How important is it to you to keep your word, to be trusted?
What if we choose to abandon or covenants?
To go and do means rising up above the things of the world.
Do we stand by our promises and commitments or are we only halfway committed?
The importance of making and keeping promises and covenants weighs heavy on my mind. How important is it to you to keep your word? to be trusted? to do what you say you will do? to strive to honor your sacred covenants? to have integrity? By living true to our promises to the Lord and to others, we walk the covenant path back to our Father in Heaven and we feel His love in our lives.
Our Savior, Jesus Christ, is our great Exemplar when it comes to making and keeping promises and covenants. He came to earth promising to do the will of the Father. He taught gospel principles in word and in deed. He atoned for our sins that we might live again. He has honored every one of His promises.
Can the same be said of each of us?
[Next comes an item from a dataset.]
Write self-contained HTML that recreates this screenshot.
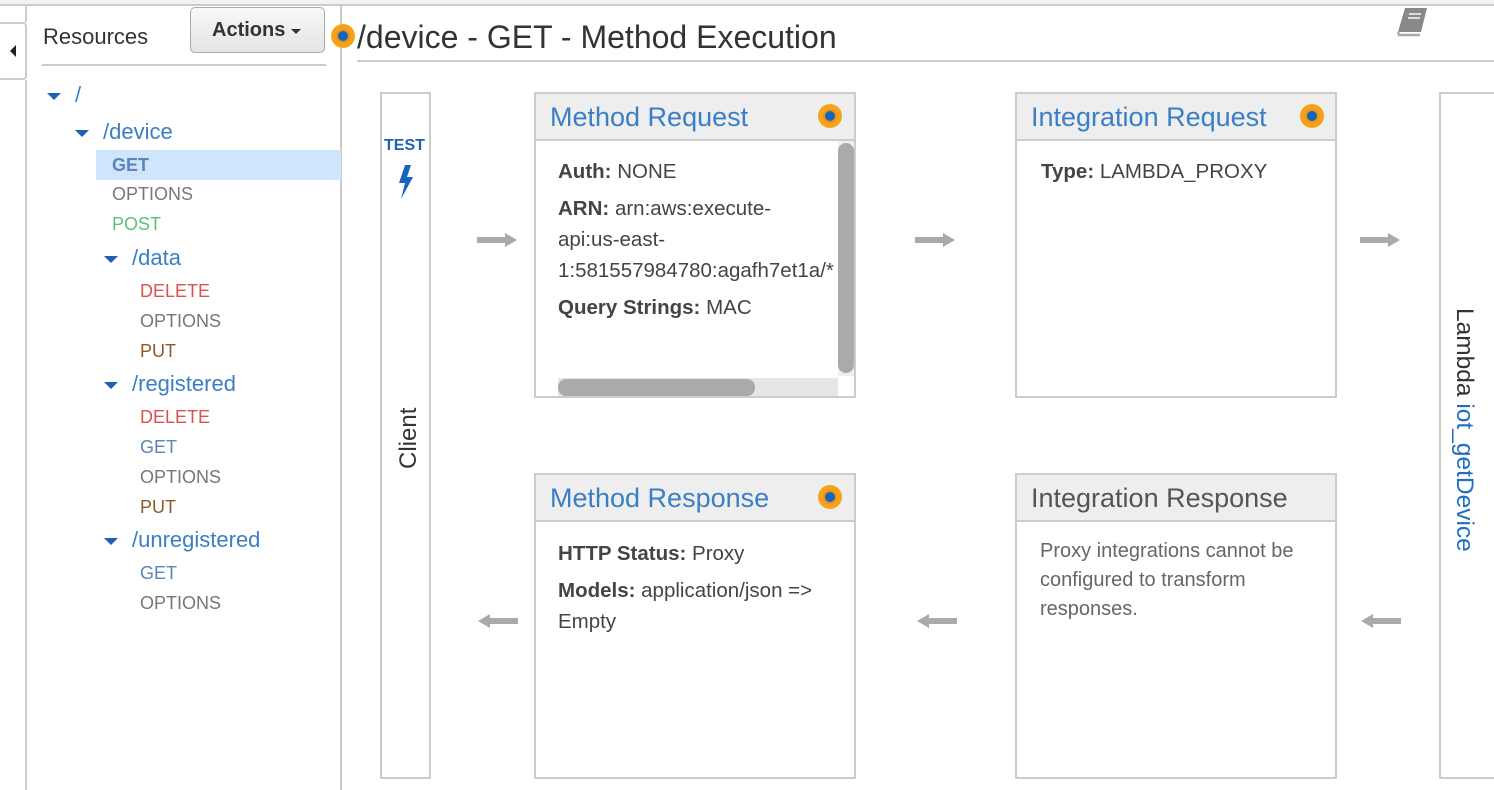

What are the dangers if we cheat a little, slip a little, or do not quite follow through with our commitments? What if we walk away from our covenants? Will others come unto Christ in light of our example? Is your word your bond? Keeping promises is not a habit; it is a characteristic of being a disciple of Jesus Christ.
I’m not perfect in doing everything I say but I try to be careful in what I promise precisely because I want to avoid promising what I can’t deliver.
To “go and do” means rising above the ways of the world, receiving and acting on personal revelation, living righteously with hope and faith in the future, making and keeping covenants to follow Jesus Christ, and thereby increasing our love for Him, the Savior of the world.
This is what I want for Isaac (and the rest of the kids).
My question today is, do we stand by our promises and covenants, or are they sometimes half-hearted commitments, casually made and hence easily broken? When we say to someone, “I will pray for you,” do we? When we commit, “I will be there to help,” will we? When we obligate ourselves to pay a debt, do we? When we raise our hands to sustain a fellow member in a new calling, which means to give support, do we?
When we keep promises to one another, we are more likely to keep promises to the Lord. Remember the Lord’s words: “Inasmuch as ye have done it unto one of the least of these my brethren, ye have done it unto me.”
Making and keeping mortal promises prepares us for making and keeping eternal promises.
As an Apostle of the Lord Jesus Christ, I conclude with an invitation and promise. First, the invitation: I invite you to consider the promises and covenants you make with the Lord, and with others, with great integrity, knowing that your word is your bond. Second, I promise you, as you do this, the Lord will establish your words and sanction your deeds as you strive with unwearied diligence to build up your lives, your families, and The Church of Jesus Christ of Latter-day Saints. He will be with you, my dear brothers and sisters, and you can, with confidence, look forward to being “received into heaven, that thereby [you] may dwell with God in a state of never-ending happiness … for the Lord God hath spoken it.”